Personal information
- Date of birth: 26 September 1975 (age 50)
- Place of birth: Suresnes, Hauts-de-Seine, France

Youth career
- Years: Team
- Racing Club de France

Managerial career
- 2009–2012: Paris Saint-Germain Féminine
- 2021–2022: GPSO 92 Issy

= Camillo Vaz =

French football manager

Camillo Vaz (born 26 September 1975) is a French football coach who was most recently the manager of Division 2 Féminine side GPSO 92 Issy from 2021 to 2022. From 2009 to 2012, he was the manager of Paris Saint-Germain Féminine.

==Personal life==
Vaz is from Suresnes, Hauts-de-Seine, France. He is of Portuguese origin, and is married, with two children. As a youngster, Vaz played football for Racing Club de France. He has also worked as a sports teacher.

==Career==
From 2009 to 2012, Vaz managed Paris Saint-Germain Féminine. During that time, PSG won the 2009–10 Challenge de France, after beating Montpellier HSC 5–0 in the final. PSG also came second in the 2010–11 Division 1 Féminine, finishing behind Olympique Lyonnais Féminin. PSG qualified for the 2011–12 UEFA Women's Champions League, the first time in their history that they had qualified for the tournament. They reached the round of 16 before being eliminated by Eintracht Frankfurt. Whilst Vaz was manager of PSG, the club was taken over by Qatar Sports Investments. Vaz signed Brazilian footballer Kátia Cilene Teixeira from Division 1 Féminine champions Lyon. Vaz was supportive of more women managing Division 1 Féminine clubs; in the 2011–12 season, only three of the 12 Division 1 Féminine teams were managed by women. Vaz left PSG in 2012, after the club failed to qualify for the 2012–13 UEFA Women's Champions League, and were knocked out in the semi-finals of the 2011–12 Coupe de France Féminine. He was replaced by Farid Benstiti, who had been managing the Russia women's national football team.
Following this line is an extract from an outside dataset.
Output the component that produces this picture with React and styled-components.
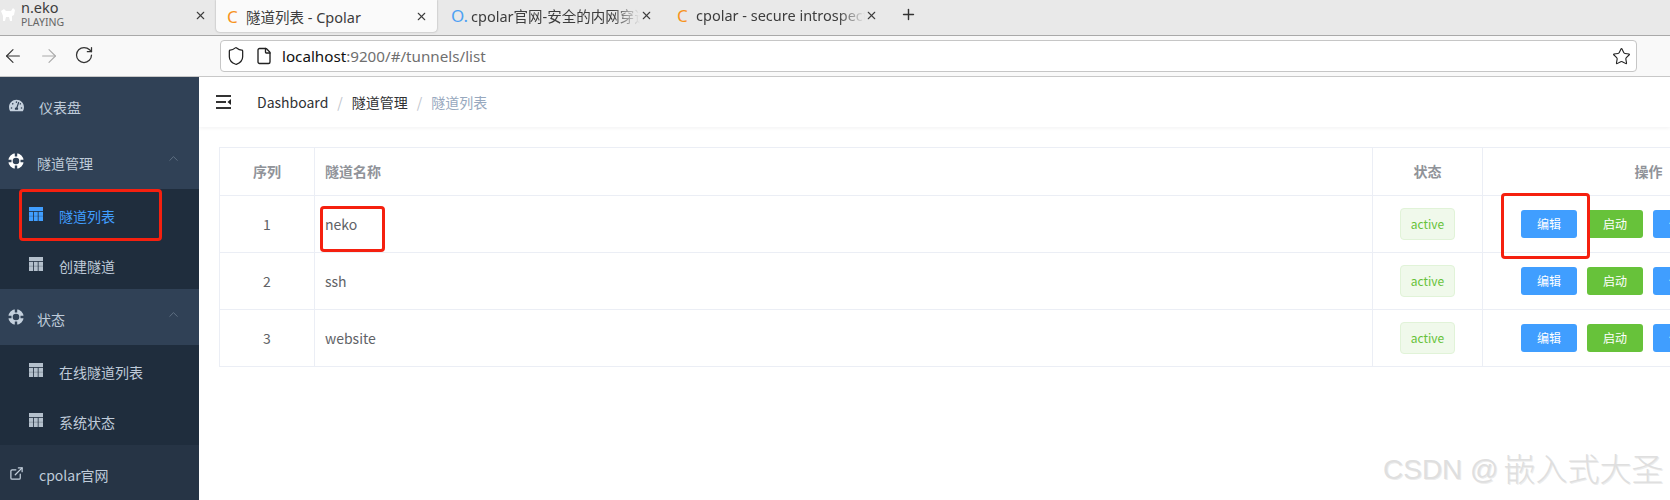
import React from "react"
import styled, { createGlobalStyle } from "styled-components"
import { ArrowLeft, ArrowRight, RotateCw, Shield, File, Star, X, Plus, ChevronUp } from "lucide-react"
import { FaTachometerAlt } from "react-icons/fa"
import { FiExternalLink } from "react-icons/fi"

const GlobalStyle = createGlobalStyle`
  html, body {
    margin: 0;
    padding: 0;
    width: 1670px;
    height: 500px;
    overflow: hidden;
    background: #fff;
    font-family: "Noto Sans CJK SC", "Noto Sans", sans-serif;
  }
  * { box-sizing: border-box; }
`

const Page = styled.div`
  position: relative;
  width: 1670px;
  height: 500px;
  overflow: hidden;
  display: flex;
  flex-direction: column;
`

const TabBar = styled.div`
  height: 36px;
  flex: none;
  display: flex;
  background: #e9e9e9;
  border-bottom: 1px solid #a9a9a9;
  font-family: "Noto Sans", "Noto Sans CJK SC", sans-serif;
  color: #3d3d3d;
`

const Tab = styled.div`
  flex: none;
  width: ${p => p.$width}px;
  height: ${p => (p.$active ? 32 : 30)}px;
  padding-left: ${p => p.$pad}px;
  padding-right: 9px;
  display: flex;
  align-items: center;
  font-size: 14.5px;
  background: ${p => (p.$active ? "#fafafa" : "transparent")};
  border-radius: ${p => (p.$active ? "0 0 4px 4px" : "0")};
  box-shadow: ${p => (p.$active ? "0 0 2px rgba(0,0,0,.35)" : "none")};
`

const Favicon = styled.span`
  flex: none;
  width: ${p => p.$width || 19}px;
  color: ${p => p.$color};
  font-size: 17px;
  line-height: 1;
`

const TabTitle = styled.span`
  flex: 1;
  min-width: 0;
  white-space: nowrap;
  overflow: hidden;
  -webkit-mask-image: ${p => (p.$fade ? "linear-gradient(90deg, #000 84%, transparent 100%)" : "none")};
  mask-image: ${p => (p.$fade ? "linear-gradient(90deg, #000 84%, transparent 100%)" : "none")};
`

const PlayingTitle = styled.div`
  flex: 1;
  display: flex;
  flex-direction: column;
  line-height: 15px;
  font-size: 14.5px;
  margin-top: -1px;
  & > small {
    font-size: 10.5px;
    color: #666;
  }
`

const NewTab = styled.div`
  margin-left: 13px;
  height: 28px;
  display: flex;
  align-items: center;
  color: #333;
`

const Toolbar = styled.div`
  height: 41px;
  flex: none;
  display: flex;
  align-items: center;
  padding: 0 33px 0 2px;
  background: #f9f9f9;
  border-bottom: 1px solid #c8c8c8;
`

const NavButtons = styled.div`
  flex: none;
  display: flex;
  gap: 14px;
  width: 218px;
  color: #333;
  & > svg:nth-child(2) { color: #aaa; }
`

const UrlBox = styled.div`
  flex: 1;
  height: 32px;
  display: flex;
  align-items: center;
  padding: 0 5px;
  background: #fff;
  border: 1px solid #c6c6c6;
  border-radius: 4px;
  color: #222;
`

const PageIcon = styled(File)`
  margin-left: 9px;
`

const UrlText = styled.div`
  flex: 1;
  margin-left: 9px;
  font-family: "Noto Sans", sans-serif;
  font-size: 15.2px;
  color: #6f6f6f;
  & > b { font-weight: 400; color: #111; }
`

const Body = styled.div`
  flex: 1;
  min-height: 0;
  display: flex;
`

const Sidebar = styled.aside`
  flex: none;
  width: 199px;
  background: #263445;
  color: #bfcbd9;
  font-size: 14px;
`

const MenuItem = styled.div`
  position: relative;
  height: 56px;
  display: flex;
  align-items: center;
  padding: 4px 0 0 ${p => p.$pad || 9}px;
  background: ${p => p.$bg || "#304156"};
`

const MenuIcon = styled.span`
  flex: none;
  width: ${p => p.$width}px;
  display: flex;
  margin-top: -4px;
  font-size: 15px;
  color: ${p => p.$color || "#c4d0dd"};
`

const Chevron = styled.span`
  position: absolute;
  right: 18px;
  top: 18px;
  display: flex;
  color: #7a8a9c;
`

const SubMenu = styled.div`
  background: #1f2d3d;
`

const SubItem = styled.div`
  position: relative;
  height: 50px;
  display: flex;
  align-items: center;
  padding: 4px 0 0 29px;
  color: ${p => (p.$active ? "#409eff" : "#bfcbd9")};
`

const Highlight = styled.div`
  position: absolute;
  left: ${p => p.$left}px;
  top: ${p => p.$top}px;
  width: ${p => p.$width}px;
  height: ${p => p.$height}px;
  border: 3px solid #f5200f;
  border-radius: 4px;
  pointer-events: none;
`

const Main = styled.main`
  flex: 1;
  min-width: 0;
  overflow: hidden;
`

const Navbar = styled.header`
  height: 50px;
  display: flex;
  align-items: center;
  padding-left: 17px;
  box-shadow: 0 1px 4px rgba(0, 21, 41, 0.06);
  font-size: 14px;
`

const Hamburger = styled.svg`
  flex: none;
  margin-right: 26px;
`

const Crumb = styled.span`
  color: ${p => (p.$last ? "#97a8be" : "#303133")};
`

const CrumbSep = styled.span`
  margin: 0 9px;
  color: #c0c4cc;
`

const Content = styled.div`
  padding: 20px 0 0 20px;
`

const Table = styled.table`
  width: 1595px;
  table-layout: fixed;
  border-collapse: collapse;
  font-size: 14px;
  color: #606266;
`

const Th = styled.th`
  height: 48px;
  padding: 0 10px 2px;
  border: 1px solid #ebeef5;
  color: #909399;
  font-weight: 700;
  text-align: ${p => p.$align || "center"};
`

const Td = styled.td`
  position: relative;
  height: 57px;
  padding: 0 10px 1px;
  border: 1px solid #ebeef5;
  text-align: ${p => p.$align || "center"};
`

const StatusTag = styled.span`
  display: inline-flex;
  align-items: center;
  justify-content: center;
  width: 55px;
  height: 32px;
  margin-top: 1px;
  padding-bottom: 2px;
  font-size: 12px;
  color: #67c23a;
  background: #f0f9eb;
  border: 1px solid #e1f3d8;
  border-radius: 4px;
`

const Actions = styled.div`
  display: flex;
  gap: 10px;
  margin-top: 1px;
  padding-left: 28px;
`

const ActionButton = styled.button`
  flex: none;
  width: 56px;
  height: 28px;
  padding: 0 0 2px;
  border: 0;
  border-radius: 3px;
  font-family: inherit;
  font-size: 12px;
  color: #fff;
  background: ${p => (p.$kind === "success" ? "#67c23a" : "#409eff")};
`

const Watermark = styled.div`
  position: absolute;
  left: 1383px;
  top: 449px;
  display: flex;
  align-items: center;
  font-family: "Liberation Sans", "Noto Sans CJK SC", sans-serif;
  font-size: 32px;
  font-weight: 300;
  line-height: 42px;
  white-space: nowrap;
  color: #dfdfdf;
  text-shadow: 1px 1px 0 #ececec;
  & > span { font-size: 28px; margin-right: 5px; }
`

const CatIcon = () => (
  <svg width="14" height="16" viewBox="0 0 14 16" fill="#fff">
    <path d="M0 5 L3 3 L5 5 L10 5 L12 2 L14 4 L13 9 L11 10 L11 15 L9 15 L8 11 L5 11 L4 15 L2 15 L2 10 Z" />
  </svg>
)

const RingIcon = ({ color }) => (
  <svg width="16" height="16" viewBox="0 0 16 16">
    <circle cx="8" cy="8" r="5.5" fill="none" stroke={color} strokeWidth="4.4" />
    <path d="M8 0V3.5M8 12.5V16M0 8H3.5M12.5 8H16" stroke="#304156" strokeWidth="2.4" />
  </svg>
)

const TableIcon = ({ color }) => (
  <svg width="14" height="14" viewBox="0 0 14 14">
    <rect width="14" height="14" fill={color} />
    <path d="M0 4.5H14M4.5 4.5V14M9.2 4.5V14" stroke="#1f2d3d" strokeWidth="0.8" fill="none" />
    <path d="M0 9.2H14" stroke="#1f2d3d" strokeWidth="0.5" opacity="0.5" fill="none" />
  </svg>
)

const rows = [
  { id: 1, name: "neko" },
  { id: 2, name: "ssh" },
  { id: 3, name: "website" },
]

const App = () => (
  <Page>
    <GlobalStyle />
    <TabBar>
      <Tab $width={216} $pad={1}>
        <Favicon $width={20}><CatIcon /></Favicon>
        <PlayingTitle>n.eko<small>PLAYING</small></PlayingTitle>
        <X size={13} />
      </Tab>
      <Tab $active $width={221} $pad={11}>
        <Favicon $color="#f7941d">C</Favicon>
        <TabTitle>隧道列表 - Cpolar</TabTitle>
        <X size={13} />
      </Tab>
      <Tab $width={225} $pad={14}>
        <Favicon $color="#4ea1f3" $width={20}>O.</Favicon>
        <TabTitle $fade>cpolar官网-安全的内网穿透工具</TabTitle>
        <X size={13} />
      </Tab>
      <Tab $width={225} $pad={15}>
        <Favicon $color="#f7941d">C</Favicon>
        <TabTitle $fade>cpolar - secure introspectable</TabTitle>
        <X size={13} />
      </Tab>
      <NewTab><Plus size={17} /></NewTab>
    </TabBar>

    <Toolbar>
      <NavButtons>
        <ArrowLeft size={22} strokeWidth={1.2} />
        <ArrowRight size={22} strokeWidth={1.2} />
        <RotateCw size={20} strokeWidth={1.5} />
      </NavButtons>
      <UrlBox>
        <Shield size={20} strokeWidth={1.5} />
        <PageIcon size={18} strokeWidth={1.8} />
        <UrlText><b>localhost</b>:9200/#/tunnels/list</UrlText>
        <Star size={19} strokeWidth={1.4} />
      </UrlBox>
    </Toolbar>

    <Body>
      <Sidebar>
        <MenuItem>
          <MenuIcon $width={30}><FaTachometerAlt /></MenuIcon>
          仪表盘
        </MenuItem>
        <MenuItem $pad={8}>
          <MenuIcon $width={29}><RingIcon color="#fff" /></MenuIcon>
          隧道管理
          <Chevron><ChevronUp size={15} strokeWidth={1} /></Chevron>
        </MenuItem>
        <SubMenu>
          <SubItem $active>
            <MenuIcon $width={30}><TableIcon color="#409eff" /></MenuIcon>
            隧道列表
            <Highlight $left={19} $top={0} $width={143} $height={52} />
          </SubItem>
          <SubItem>
            <MenuIcon $width={30}><TableIcon color="#b4c0cc" /></MenuIcon>
            创建隧道
          </SubItem>
        </SubMenu>
        <MenuItem $pad={8}>
          <MenuIcon $width={29}><RingIcon color="#c4d0dd" /></MenuIcon>
          状态
          <Chevron><ChevronUp size={15} strokeWidth={1} /></Chevron>
        </MenuItem>
        <SubMenu>
          <SubItem>
            <MenuIcon $width={30}><TableIcon color="#b4c0cc" /></MenuIcon>
            在线隧道列表
          </SubItem>
          <SubItem>
            <MenuIcon $width={30}><TableIcon color="#b4c0cc" /></MenuIcon>
            系统状态
          </SubItem>
        </SubMenu>
        <MenuItem $bg="#263445">
          <MenuIcon $width={30}><FiExternalLink /></MenuIcon>
          cpolar官网
        </MenuItem>
      </Sidebar>

      <Main>
        <Navbar>
          <Hamburger width="15" height="14" viewBox="0 0 15 14">
            <path d="M0 1H15M0 7H10M0 13H15" stroke="#333" strokeWidth="1.8" fill="none" />
            <path d="M15 4V10L11.5 7Z" fill="#222" />
          </Hamburger>
          <Crumb>Dashboard</Crumb>
          <CrumbSep>/</CrumbSep>
          <Crumb>隧道管理</Crumb>
          <CrumbSep>/</CrumbSep>
          <Crumb $last>隧道列表</Crumb>
        </Navbar>
        <Content>
          <Table>
            <colgroup>
              <col width="95" />
              <col width="1058" />
              <col width="110" />
              <col width="332" />
            </colgroup>
            <thead>
              <tr>
                <Th>序列</Th>
                <Th $align="left">隧道名称</Th>
                <Th>状态</Th>
                <Th>操作</Th>
              </tr>
            </thead>
            <tbody>
              {rows.map(row => (
                <tr key={row.id}>
                  <Td>{row.id}</Td>
                  <Td $align="left">
                    {row.name}
                    {row.id === 1 && <Highlight $left={5} $top={10} $width={65} $height={46} />}
                  </Td>
                  <Td><StatusTag>active</StatusTag></Td>
                  <Td>
                    <Actions>
                      <ActionButton>编辑</ActionButton>
                      <ActionButton $kind="success">启动</ActionButton>
                      <ActionButton>停止</ActionButton>
                    </Actions>
                    {row.id === 1 && <Highlight $left={18} $top={-3} $width={89} $height={66} />}
                  </Td>
                </tr>
              ))}
            </tbody>
          </Table>
        </Content>
      </Main>
    </Body>
    <Watermark><span>CSDN @</span>嵌入式大圣</Watermark>
  </Page>
)

export default App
In 2014, Vaz released a book Football Féminin about his experience of coaching women's football teams. He later worked as a coach at Sciences Po in Paris.

In February 2021, Vaz was announced as the manager of Division 1 Féminine side GPSO 92 Issy, replacing Yacine Guesmia. Vaz had to deal with players' discontent at the dismissal of Yacine Guesmia after five years in charge, and general unhappiness with the club's management. Many players boycotted Vaz's first training session in protest; some players considered refusing to play in GPSO 92 Issy's next match, but all players then agreed to play. His first match in charge of GPSO 92 Issy was against PSG. Issy were 11th out of 12 teams in Division 1 Féminine when Vaz arrived. Issy were initially relegated to Division 2 Féminine at the end of the 2020–21 season, but the French Football Federation later reprieved Issy, meaning that they would compete in the 2021–22 Division 1 Féminine. Issy were relegated to Division 2 Féminine for the 2022–2023 season, and Vaz left the team in July 2022.